─── DATA ───
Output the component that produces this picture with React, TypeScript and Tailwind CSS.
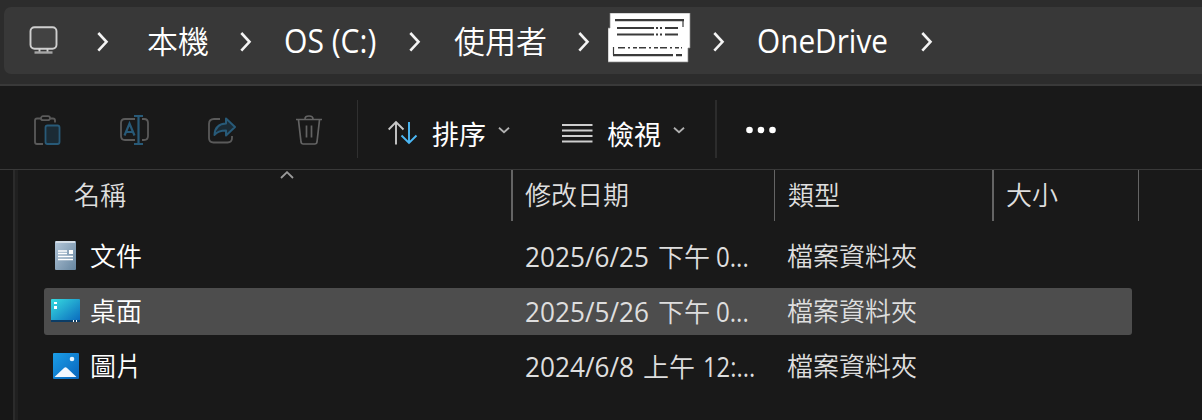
import React from 'react';

const Chevron = () => (
  <svg className="block h-5 w-3 shrink-0 translate-y-px" viewBox="0 0 12 20" fill="none" stroke="#f4f4f4" strokeWidth="2.6">
    <path d="M1.3 1 9.500 9.8 1.3 18.6" />
  </svg>
);

const SmallChevron = () => (
  <svg className="block h-[7px] w-3 shrink-0 translate-y-[3px]" viewBox="0 0 12 7" fill="none" stroke="#b0b0b0" strokeWidth="1.8">
    <path d="M1 .8 6 5.2 11 .8" />
  </svg>
);

const latin = "inline-block origin-left whitespace-pre font-['Open_Sans','Noto_Sans_CJK_TC',sans-serif]";
const cjk = "whitespace-nowrap font-['Noto_Sans_CJK_TC',sans-serif]";

const Monitor = () => (
  <svg className="block h-8 w-8" viewBox="0 0 32 32" fill="none" stroke="#cfcfcf" strokeWidth="1.9">
    <rect x="2.500" y="2.3" width="26" height="21.5" rx="4" fill="#424242" />
    <path d="M11.500 24v3M19.500 24v3" />
    <path d="M6.500 27.500h18" strokeWidth="2.400" stroke="#a5a5a5" />
  </svg>
);

const Scribble = () => (
  <svg className="block h-[50px] w-[83px]" viewBox="0 0 83 50" fill="none" stroke="#3a3a3a">
    <path d="M2 0h80v35h-2v14H0V15h2Z" fill="#fff" stroke="#8a8a8a" strokeWidth=".7" />
    <path d="M7 7.200h69M9 15h37M48 15h2M52 15h2M57 15h13M9 21.500h37M48 21.500h2M52 21.500h2M57 21.500h13M5 42.200h60M68 42.200h6" strokeWidth="2.200" />
    <path d="M75 7v7M5.500 34v8" strokeWidth="1.200" />
    <path d="M10 34.700h64" strokeWidth="1.600" strokeDasharray="7 3 2 3 4 2" />
  </svg>
);

const Paste = () => (
  <svg className="block h-8 w-8" viewBox="0 0 32 32" fill="none" stroke="#5a5a5a" strokeWidth="1.8">
    <path d="M9 4.500H5q-2 0-2 2V28q0 2 2 2h6M18 4.500h3q2 0 2 2v2" />
    <rect x="9" y="2.200" width="9" height="4" rx="2" />
    <rect x="13.500" y="11.500" width="14" height="18.500" rx="2" stroke="#285a78" fill="#1b2b35" />
  </svg>
);

const Rename = () => (
  <svg className="block h-8 w-8" viewBox="0 0 32 32" fill="none" stroke="#5a5a5a" strokeWidth="1.8">
    <path d="M16 5H6Q2 5 2 9v13q0 4 4 4h10M23 5h2q4 0 4 4v13q0 4-4 4h-2" />
    <path d="M5.5 21.500 10.500 9.500l5 12M7 18h7M19.500 2v28M15 2h9M15 30h9" stroke="#285a78" strokeWidth="2.200" />
  </svg>
);

const Share = () => (
  <svg className="block h-8 w-8" viewBox="0 0 32 32" fill="none" stroke="#5a5a5a" strokeWidth="1.8" strokeLinejoin="round">
    <path d="M13 5H7Q2 5 2 10v14q0 4.500 4.500 4.500h14q4.500 0 4.500-4.500v-2" />
    <path d="M19 4.500 28 13l-9 8.500v-5Q11 16.500 7.500 21 8 10 19 9.500Z" stroke="#285a78" strokeWidth="2" fill="#1b2b35" />
  </svg>
);

const Trash = () => (
  <svg className="block h-8 w-8" viewBox="0 0 32 32" fill="none" stroke="#636363" strokeWidth="1.7">
    <path d="M1 5.500h26M10 5q0-3 4-3T18 5M3.500 6 6 28q.3 2 2 2h12q1.700 0 2-2L24.500 6M11.500 11.500v12M16.500 11.500v12" />
  </svg>
);

const Sort = () => (
  <svg className="block h-7 w-[30px] translate-y-[2px]" viewBox="0 0 30 28" fill="none" strokeWidth="1.9">
    <path d="M8 24.500V2M.7 9.500 8 2l7.500 7.500" stroke="#c8c8c8" />
    <path d="M21 2v21.500M13.500 15.500l7.500 7.500 7.500-7.500" stroke="#4cb8f5" />
  </svg>
);

const Lines = () => (
  <svg className="block h-6 w-[31px] translate-y-[2px]" viewBox="0 0 31 24" stroke="#cecece" strokeWidth="2">
    <path d="M0 3h30.500M0 8.500h30.500M0 14h30.500M0 19.500h30.500" />
  </svg>
);

const DocIcon = () => (
  <svg className="block h-[30px] w-[30px] -translate-y-0.5" viewBox="0 0 30 30">
    <defs><linearGradient id="doc" x1="0" y1="0" x2="1" y2="1"><stop stopColor="#b4c7d9" /><stop offset="1" stopColor="#66859f" /></linearGradient></defs>
    <rect x="4" y="1" width="21" height="29" rx="1" fill="url(#doc)" />
    <path d="M5 2h19" stroke="#d3dde6" strokeWidth="2" />
    <path d="M7 11h9M7 13.500h9M7 16.500h15M7 19.500h15" stroke="#fff" strokeWidth="1.400" />
    <path d="M18 12h4" stroke="#fff" strokeWidth="4" />
  </svg>
);

const DesktopIcon = () => (
  <svg className="block h-[30px] w-[30px] -translate-y-px" viewBox="0 0 30 30">
    <defs><linearGradient id="desk" x1="0" y1="0" x2="1" y2="1"><stop stopColor="#37dce0" /><stop offset="1" stopColor="#0966bd" /></linearGradient></defs>
    <rect y="3" width="29" height="23" rx="1" fill="url(#desk)" />
    <path d="M0 24h29v2H0Z" fill="#0c3d66" />
    <path d="M3 6h3v2H3ZM3 10h3v3H3ZM22 24h1v2h-1ZM25 24h1v2h-1Z" fill="#fff" />
  </svg>
);

const PictureIcon = () => (
  <svg className="block h-[30px] w-[30px] -translate-y-px" viewBox="0 0 30 30">
    <defs><linearGradient id="pic" x1="0" y1="0" x2="1" y2="1"><stop stopColor="#1b9ee7" /><stop offset="1" stopColor="#0863bb" /></linearGradient></defs>
    <rect x="2" y="2" width="26" height="26" rx="1" fill="url(#pic)" />
    <path d="M3.500 26 13 17q1.500-1.500 3 0l9.500 9Z" fill="#f2f8ff" />
    <circle cx="21" cy="8" r="2.300" fill="#e6f5ff" />
  </svg>
);

type RowProps = { icon: React.ReactNode; name: string; date: React.ReactNode; selected?: boolean };

const Row = ({ icon, name, date, selected }: RowProps) => (
  <div className={`flex h-[47px] w-[1088px] items-center rounded-[3px] text-[26px] leading-[44px] ${selected ? 'bg-[#4d4d4d]' : ''}`}>
    <div className="w-[46px] pl-[7px]">{icon}</div>
    <div className={`w-[435px] pb-[3px] text-white ${cjk} font-[350]`}>{name}</div>
    <div className="w-[262px] whitespace-nowrap text-[#dedede]">{date}</div>
    <div className={`pb-[3px] text-[#dedede] ${cjk} font-[350]`}>檔案資料夾</div>
  </div>
);

type NumProps = { children: string; w: string; scale: string };

const Num = ({ children, w, scale }: NumProps) => (
  <span className={`inline-block ${w}`}><span className={`${latin} ${scale} text-[28px] font-normal`}>{children}</span></span>
);

export default function App() {
  return (
    <div className="flex h-[420px] w-[1202px] flex-col overflow-hidden bg-[#191919] text-white">
      <header className="h-[86px] shrink-0 border-b-2 border-[#393939] bg-[#2c2c2c] pt-[7px] pl-1">
        <div className="flex h-[67px] items-center rounded-l-[7px] bg-[#383838] pl-6 text-[31px] leading-[63px]">
          <div className="w-[69px]"><Monitor /></div>
          <div className="w-[50px]"><Chevron /></div>
          <div className={`w-[93px] pb-[3px] ${cjk} font-[350]`}>本機</div>
          <div className="w-[44px]"><Chevron /></div>
          <div className="w-[125px]"><span className={`${latin} scale-x-[0.94] text-[32px]`}>OS (C:)</span></div>
          <div className="w-[45px]"><Chevron /></div>
          <div className={`w-[124px] pb-[3px] ${cjk} font-[350]`}>使用者</div>
          <div className="w-[30px]"><Chevron /></div>
          <div className="w-[105px] -translate-y-[3px]"><Scribble /></div>
          <div className="w-[44px]"><Chevron /></div>
          <div className="w-[164px]"><span className={`${latin} scale-x-[0.93] text-[32px]`}>OneDrive</span></div>
          <Chevron />
        </div>
      </header>
      <nav className="flex h-[84px] shrink-0 items-center border-b border-[#393939] pl-8">
        <div className="w-[87px] pt-1"><Paste /></div>
        <div className="w-[88px] pt-1"><Rename /></div>
        <div className="w-[88px] pt-1"><Share /></div>
        <div className="w-[62px] pt-1"><Trash /></div>
        <div className="mt-[3px] h-[58px] w-[31px] border-l border-[#303030]" />
        <div className="w-11 pt-2"><Sort /></div>
        <div className={`w-[66px] pt-[13px] text-[27px] ${cjk} font-normal`}>排序</div>
        <div className="w-16"><SmallChevron /></div>
        <div className="w-[45px] pt-2"><Lines /></div>
        <div className={`w-[66px] pt-[13px] text-[27px] ${cjk} font-normal`}>檢視</div>
        <div className="w-[42px]"><SmallChevron /></div>
        <div className="mt-[3px] h-[58px] w-[31px] border-l-2 border-[#2c2c2c]" />
        <svg className="mt-1 h-2 w-[30px]" viewBox="0 0 30 8" fill="#fff"><circle cx="3.500" cy="4" r="3.300" /><circle cx="15" cy="4" r="3.300" /><circle cx="26.500" cy="4" r="3.300" /></svg>
      </nav>
      <main className="flex grow">
        <div className="w-[18px] shrink-0 border-r-[3px] border-[#202020] bg-[#171717] pl-[13px]">
          <div className="h-full w-0.5 bg-[#2b2b2b]" />
        </div>
        <div className="grow">
          <div className={`flex h-[51px] text-[26px] leading-[48px] text-[#dedede] ${cjk} font-[350]`}>
            <div className="flex w-[493px] pl-14">
              <div className="w-[206px]">名稱</div>
              <svg className="mt-px block h-2 w-[14px]" viewBox="0 0 14 8" fill="none" stroke="#9b9b9b" strokeWidth="1.800"><path d="M1 7 7 1.200 13 7" /></svg>
            </div>
            <div className="w-[263px] border-l-2 border-[#646464] pl-3">修改日期</div>
            <div className="w-[218px] border-l border-[#646464] pl-[13px]">類型</div>
            <div className="w-[146px] border-l-2 border-[#646464] pl-3">大小</div>
            <div className="border-l border-[#646464]" />
          </div>
          <div className="mt-3 flex flex-col gap-2 pl-[26px]">
            <Row icon={<DocIcon />} name="文件" date={<><Num w="w-[133px]" scale="scale-x-[0.935]">2025/6/25</Num><span className={`inline-block w-[58px] ${cjk} font-[350]`}>下午</span><Num w="w-[40px]" scale="scale-x-[0.86]">0...</Num></>} />
            <Row selected icon={<DesktopIcon />} name="桌面" date={<><Num w="w-[133px]" scale="scale-x-[0.935]">2025/5/26</Num><span className={`inline-block w-[58px] ${cjk} font-[350]`}>下午</span><Num w="w-[40px]" scale="scale-x-[0.86]">0...</Num></>} />
            <Row icon={<PictureIcon />} name="圖片" date={<><Num w="w-[118px]" scale="scale-x-[0.935]">2024/6/8</Num><span className={`inline-block w-[60px] ${cjk} font-[350]`}>上午</span><Num w="w-[60px]" scale="scale-x-[0.85]">12:...</Num></>} />
          </div>
        </div>
      </main>
    </div>
  );
}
───
In the lines above, find each one with "React" and list it.

Output the component that produces this picture with React, TypeScript and Tailwind CSS.
import React from 'react';
type RowProps = { icon: React.ReactNode; name: string; date: React.ReactNode; selected?: boolean };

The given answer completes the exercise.